Começa pelo enquadramento: num país com dez milhões de casamentos por ano, mais de 90% continuam a ser combinados entre famílias, havendo lugar a dote, agora mascarado de “presentes de casamento” que, obviamente, nenhuma legislação consegue proibir. E quanto mais desejável o noivo, mais alto é o valor requerido, que terá de compensar os custos com a sua educação, como se fosse um investimento de que se espera bom retorno. Rahsmi Goel sintetiza: “Para alguns, uma nora é o caminho para a riqueza e a sua presença um encargo necessário para lá chegar.”
Mas a investigadora, deixando claro que não quer desculpar as sogras, acredita que a explicação se prende com a poderosa sociedade patriarcal indiana. As mulheres desvalorizadas tendem a desvalorizar as outras mulheres, as sogras foram provavelmente noras maltratadas que, quando atingem o estatuto, perpetuam a cadeia. Pensam qualquer coisa como: “Se fui obediente e servil, se servi e enriqueci a família do meu marido, porque é que tu não fazes o mesmo?” Simplesmente, do outro lado, estão agora mulheres com habilitações académicas, que até conheceram um início de carreira (que o casamento obriga a deixar) e, felizmente, se rebelam contra esta escravidão.

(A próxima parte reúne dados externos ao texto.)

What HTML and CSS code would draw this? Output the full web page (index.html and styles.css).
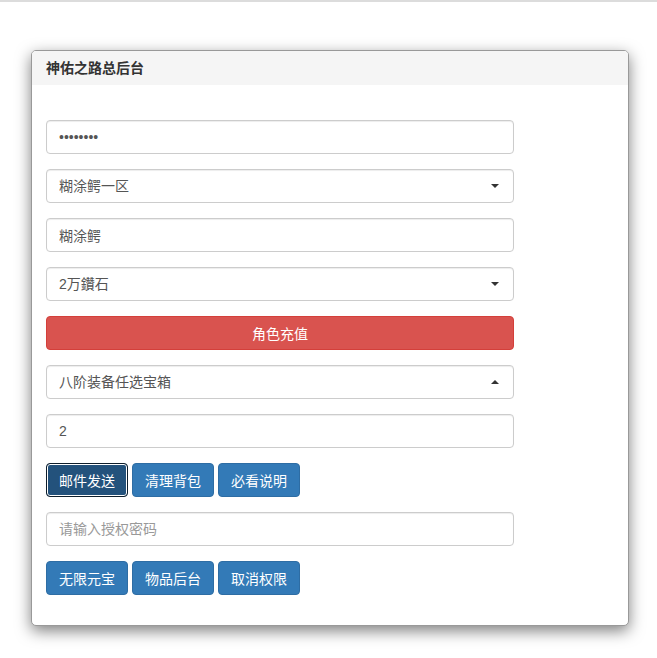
FILE: index.html
```html
<!DOCTYPE html>
<html lang="zh-CN">
<head>
    <meta charset="UTF-8">
    <meta name="viewport" content="width=device-width, initial-scale=1.0">
    <title>神佑之路总后台</title>
    <link rel="stylesheet" href="styles.css">
</head>
<body>
    <div class="topline"></div>
    <div class="panel">
        <div class="panel-heading">神佑之路总后台</div>
        <div class="panel-body">
            <input type="password" class="form-control" value="12345678">
            <div class="select-wrap">
                <select class="form-control">
                    <option>糊涂鳄一区</option>
                </select>
                <span class="caret"></span>
            </div>
            <input type="text" class="form-control" value="糊涂鳄">
            <div class="select-wrap">
                <select class="form-control">
                    <option>2万鑽石</option>
                </select>
                <span class="caret"></span>
            </div>
            <button class="btn btn-danger btn-block">角色充值</button>
            <div class="select-wrap">
                <select class="form-control">
                    <option>八阶装备任选宝箱</option>
                </select>
                <span class="caret up"></span>
            </div>
            <input type="text" class="form-control" value="2">
            <div class="btn-row">
                <button class="btn btn-primary active">邮件发送</button>
                <button class="btn btn-primary">清理背包</button>
                <button class="btn btn-primary">必看说明</button>
            </div>
            <input type="text" class="form-control" placeholder="请输入授权密码">
            <div class="btn-row">
                <button class="btn btn-primary">无限元宝</button>
                <button class="btn btn-primary">物品后台</button>
                <button class="btn btn-primary">取消权限</button>
            </div>
        </div>
    </div>
</body>
</html>
```

FILE: styles.css
```css
* { box-sizing: border-box; }
body { margin: 0; font-family: "Liberation Sans", "Noto Sans CJK SC", sans-serif; font-size: 14px; color: #333; background: #fff; }
.topline { height: 2px; background: #dcdcdc; }
.panel { width: 598px; margin: 48px 0 32px 31px; border: 1px solid #999; border-radius: 5px; background: #fff; box-shadow: 0 5px 15px rgba(0, 0, 0, .5); }
.panel-heading { height: 34px; padding: 0 14px; line-height: 34px; font-size: 14px; font-weight: bold; background: #f5f5f5; border-radius: 4px 4px 0 0; }
.panel-body { display: flex; flex-direction: column; gap: 15px; padding: 35px 14px 30px; }
.form-control { display: block; width: 468px; height: 34px; padding: 6px 12px; font: inherit; font-size: 14px; color: #555; background: #fff; border: 1px solid #ccc; border-radius: 4px; box-shadow: inset 0 1px 1px rgba(0, 0, 0, .075); outline: none; }
.form-control::placeholder { color: #999; }
select.form-control { appearance: none; -webkit-appearance: none; }
.select-wrap { position: relative; width: 468px; }
.caret { position: absolute; right: 15px; top: 15px; width: 0; height: 0; border-left: 4px solid transparent; border-right: 4px solid transparent; border-top: 4px solid #333; }
.caret.up { border-top: 0; border-bottom: 4px solid #333; }
.btn { height: 34px; padding: 6px 12px; font: inherit; font-size: 14px; color: #fff; border: 1px solid transparent; border-radius: 4px; cursor: pointer; }
.btn-block { width: 468px; }
.btn-danger { background: #d9534f; border-color: #d43f3a; }
.btn-primary { background: #337ab7; border-color: #2e6da4; }
.btn-primary.active { background: #23527c; border-color: #0e1e2c; box-shadow: inset 0 0 0 1px #fff; }
.btn-row { display: flex; gap: 4px; }
```
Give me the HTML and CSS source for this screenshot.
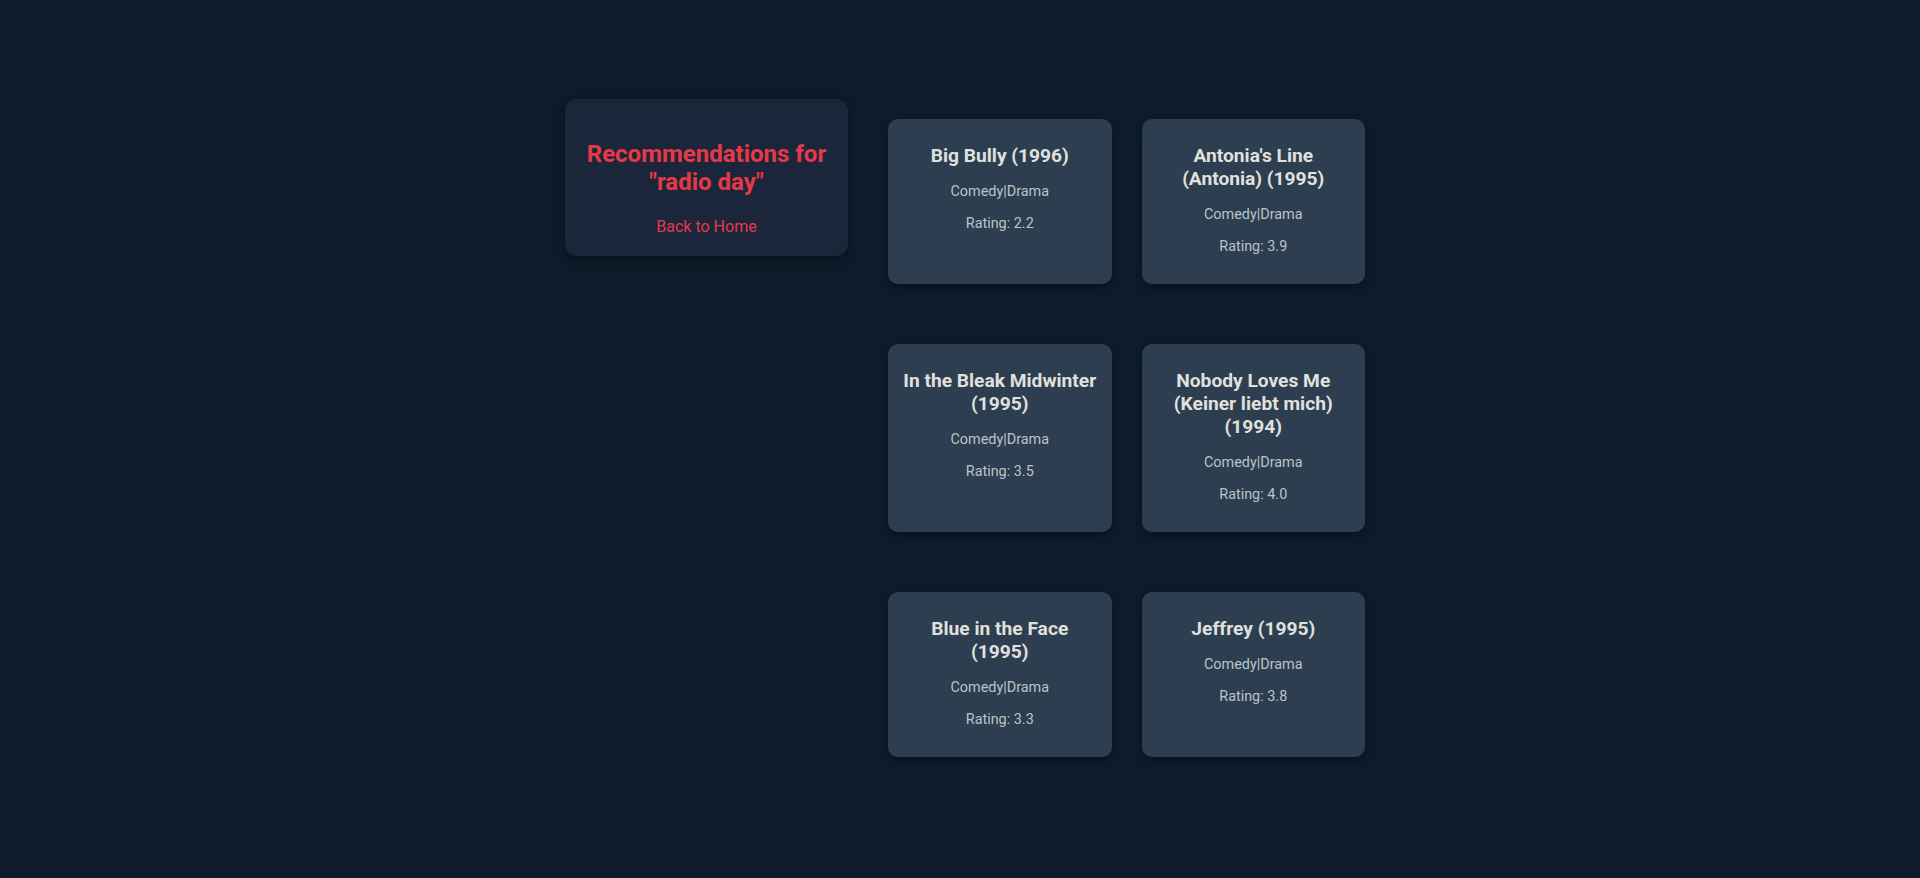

Por outro lado, quando o poder é dos homens, ser mãe de um homem é um trunfo valioso, de que não se abre mão facilmente, nem tão-pouco se partilha. A nora é, por isso, um inimigo, neste caso, a abater.
A investigadora reconhece que se queremos respeitar as mulheres como seres humanos capazes de fazer escolhas, temos de reconhecer que são também responsáveis pelas más escolhas que fazem. Mas assegura que nada mudará na Índia se os legisladores e os tribunais, a par das condenações severas para estes casos (que já acontecem), simultaneamente continuarem a promover a inferioridade das mulheres no casamento e na sociedade. Mesmo depois de mortas, estas sentenças continuam a pregar a necessidade de esposas submissas e obedientes.
Decididamente, não se prevê para breve a desativação da ala das “velhinhas” em Tihar, nem tantas vidas cruelmente desperdiçadas.